In fact, a decrease of just 1 billion cubic meters of water in the agricultural sector alone would result in 290,000 people losing their income, 130,000 hectares of cultivated land, a $150 million increase in food imports, and a $430 million loss in agricultural production. With the increasing water shortage and its persistence over a long period, the cascading effects on every sector of the Egyptian economy and its social and political stability cannot be estimated. Despite these risks, Sisi agreed to build the Renaissance Dam by signing the March 2015 agreement!

After all, Egypt’s security of supply and Ethiopia’s development are central to the stability of the entire region, home to over 250 million people.
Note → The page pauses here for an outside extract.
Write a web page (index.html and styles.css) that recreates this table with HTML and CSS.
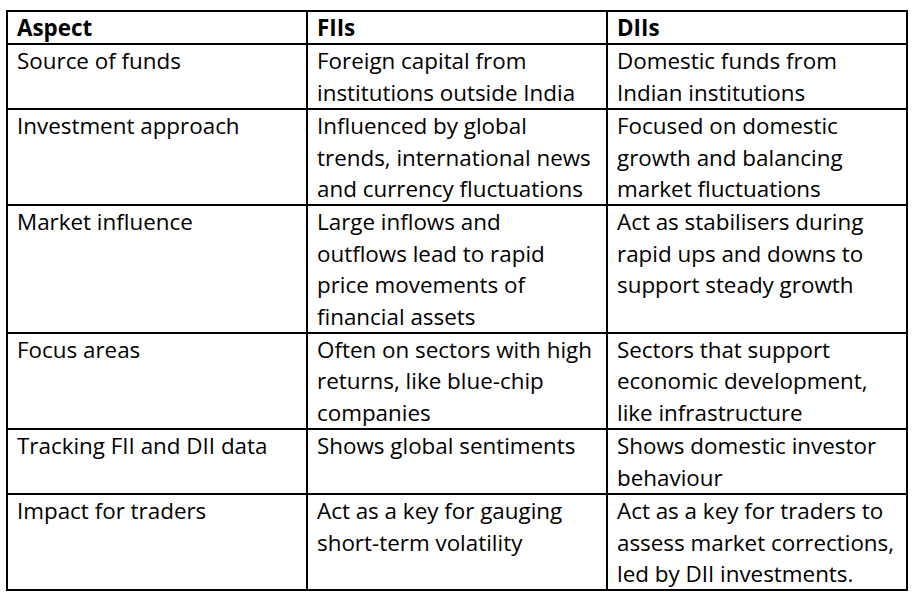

A lack of development opportuni­ties and water shortages could have serious consequences for Europe, including increas­ing migration pressure.

Because of the dictator’s policies, Egypt has become a rice importer after being self-sufficient. When the dictator ruled, Egypt became the largest importer of wheat, corn and edible oil in the world. Because of the dictator’s policy, the farmers kill the chicks because there is no feed.

The dictator’s army prevented fishermen from fishing in the Ghalioun pond, so they migrated to Libya and then Europe. Stop supporting the dictator so that the climate in Egypt -and accordingly Egyptians- can breathe.